BERNARD DEGROOTE : Votre travail d’artistes/architectes a à voir principalement avec la représentation médiatisée (par le biais de la vidéo, des systèmes interactifs, etc.) Comment avez-vous vécu la rencontre de votre préoccupation pour le « médiatisé » avec le spectacle vivant qu’est la chorégraphie, lors de votre collaboration avec Frédéric Flamand pour la création de MOVING TARGET ?

Elizabeth Diller et Ricardo Scofidio : Le « live » est l’un des derniers bastions à bénéficier d’une certaine aura dans la culture postmoderne — voir l’événement au moment précis où il a lieu. La télévision en direct, comme par exemple la retransmission d’un match de football ou de la guerre du Golfe, rassemble un public, en temps réel, en une sorte de communion électronique. Le public de théâtre assiste à une représentation de spectacle vivant pour être confronté à un événement unique, qui ne peut se répéter dans le temps et l’espace — ceci correspond peut-être au besoin nostalgique de retrouver une expérience « publique » qui a été abandonnée aux médias. Le terme « médiatisé » est typiquement considéré comme étant d’un statut inférieur à celui de « vivant », parce qu’il opère la séparation entre le spectateur et l’évènement.
Le défi, en travaillant dans le cadre d’une représentation chorégraphique qui reprend à son compte les attentes du public de théâtre par rapport au spectacle vivant, est de créer des interférences dans la perception spatiale et temporelle de l’événement vivant, de « taquiner » les distinctions faites entre le « vivant » et le « médiatisé », de saper l’autorité que l’expérience vivante peut avoir sur l’expérience médiatisée, de révéler le théâtre comme une autre expérience « médiatisée » et de perturber le type de perception communément admise par le public de théâtre ou de danse.

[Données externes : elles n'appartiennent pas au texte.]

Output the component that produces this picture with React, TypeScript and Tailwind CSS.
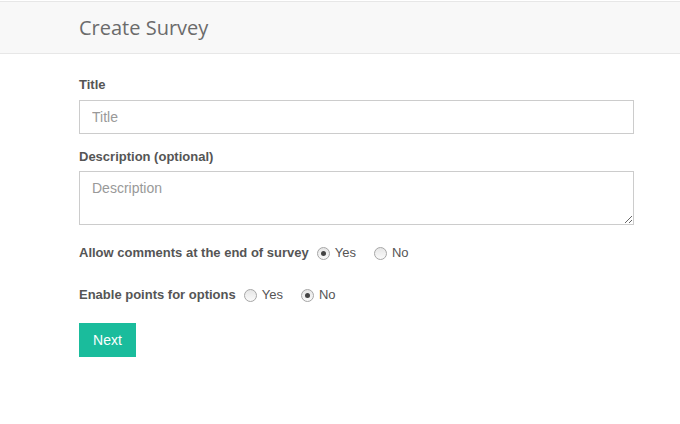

B. D.: Quelle scénographie avez-vous conçue pour MOVING TARGET pour rencontrer votre dessein ?
E. D. et R. S.: Dans le théâtre d’illusion traditionnel, le proscenium séparait l’espace narratif de la scène de l’aire du public. Nous avons conçu la scénographie de MOVING TARGET comme un « interscenium » — un dispositif qui opère une rupture dans l’espace scénique et qui interfère avec la vision frontale et globalisante du spectateur.
L’élément principal du dispositif est un miroir semi-transparent, incliné à 45° au-dessus de la scène. Les danseurs peuvent, grâce à lui, être dégagés des contraintes de la gravité et libérés de l’horizontalité de la scène. Le miroir peut également, en combinaison avec la transmission d’une image vidéo, disposer les corps des danseurs en fonction des principes de la vidéo, plutôt que de ceux de l’espace tel qu’il est vécu quotidiennement. De la même façon, les danseurs faisant face au miroir, et les danseurs éclairés apparaissant en transparence derrière le miroir, peuvent coexister avec des corps transmis en vidéo à l’intérieur d’un espace hybride.
B. D.: Vous êtes très concernés par la multitemporalité. Dans MOVING TARGET, opposez-vous la temporalité du « médiatisé » à la temporalité du « vivant » ? Y a‑t-il un moment dans la représentation où ces différentes temporalités peuvent se rencontrer ?
E. D. et R. S.: Encore une fois, nous avons essayé de fusionner les deux modes temporels plutôt que de les opposer. Nous avons travaillé avec Frédéric Flamand à la production d’une structure temporelle alternative. Le spectacle est une représentation continue « interrompue » par une série de spots publicitaires ; les « spots » jouent le rôle de cassures quasipsychotiques dans le déroulement de la chorégraphie. Ils sont censés faire se confondre le public de théâtre avec un public de télévision. Cinq spots développent une campagne publicitaire pour « Normal Pharmaceuticals », une gamme de produits pharmaceutiques utilisés en vue de la normalisation dans une culture post-psychothérapique. Chaque spot prend en charge une pathologie particulière — toutes relèvent de la quotidienneté —, des pathologies qui paradoxalement sont produites et renforcées par le média lui-même.
En collaboration avec la Kunsthochschule für Medien de Cologne, nous avons injecté dans la représentation une série d’images traitées par les nouvelles technologies. Les danseurs, traités par le procédé du morphing par [var Smestad, partagent un espace commun impossible avec les danseurs virtuels reflétés dans le miroir et les danseurs-fantômes qui y apparaissent en transparence. Les danseurs de Smestad, cependant, sont pré-enregistrés, ce qui permet à leurs mouvements d’être « assistés », d’acquérir une hyper virtuosité.